Когда я только начинал публиковать стихи, мне настойчиво предлагали взять псевдоним – мол, нескромно с такой фамилией на поэтическом поприще. Моему деду, морскому офицеру, тоже предлагали сменить фамилию – в 46-м году, когда Ахматову исключили из Союза писателей. К его чести, он отказался.
* * *
Один мой сосед по Комаровским дачам, прозаик Владимир Шпаков, имеет машину, а другой, поэт Виталий Дмитриев, не имеет. Поэтому ходит в магазин пешком и возвращается с огромными сумками и рюкзаком продуктов.
– Ты посмотри, навьючен, как верблюд! – ухмыльнулся как-то при виде Дмитриева Шпаков.
– Нет, весь я не верблюд! – тут же парировал Дмитриев.
* * *
Геннадий Григорьев рассказал, как хохму историю о том, как пил в одной из пельменных на Петроградской с поэтом Глебом Горбовским, в то время как Глеб Яковлевич «развязал» с алкоголем. Перед закрытием к ним подошла уставшая буфетчица, и, с сожалением глядя на Горбовского, тихо сказала: «По-моему, вам больше пить не надо».
«А вы знаете, сколько я могу не пить? – браво поднял свою кудлатую седую голову Глеб Яковлевич, – я двадцать семь лет могу не пить!»
«И ведь это была чистейшая правда», – резюмировал свой рассказ Григорьев. Горбовский не пил почти тридцать лет. И это, что удивительно (а может, и закономерно), пагубно сказалось на его творчестве. Тысячи невыразительных и вялых стихов были написаны им за это время. Я сам, читая книги этого периода, и не зная его ранних вещей, поражался, чего в нем находят мои старшие коллеги по перу. Помню, долго спорил об этом с поэтом Дмитрием Толстобой.

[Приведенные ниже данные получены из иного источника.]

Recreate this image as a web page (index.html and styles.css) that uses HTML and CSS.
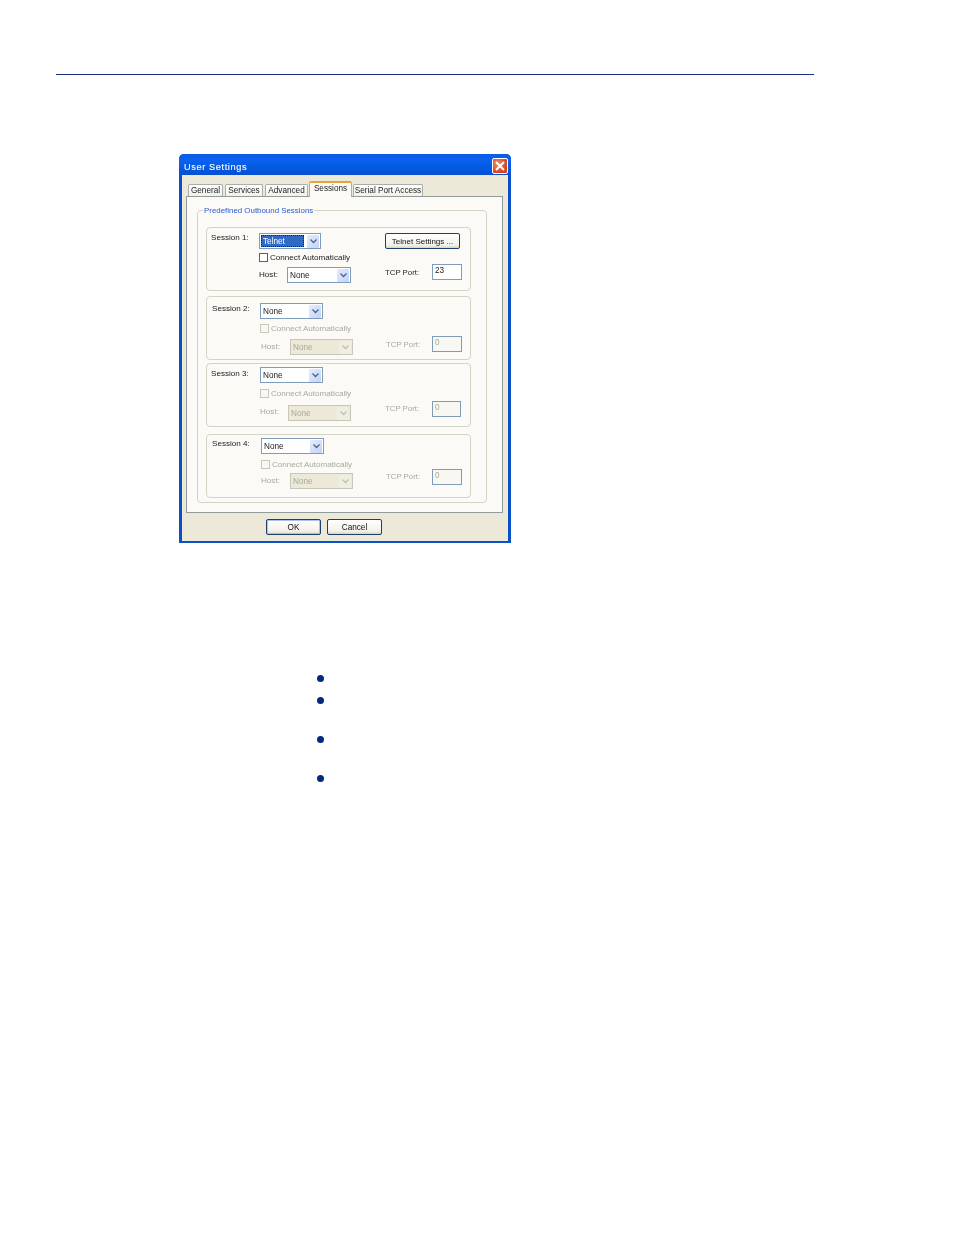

Но после того, как он начал пить, дар, самым непостижимым образом вернулся к нему. Однажды я даже набрался наглости сказать ему об этом. Проиллюстрировав свои слова таким примером, что, дескать, открывал в юности одну его книгу за другой, плевал и закрывал их, так и не найдя ни одного стоящего стихотворения.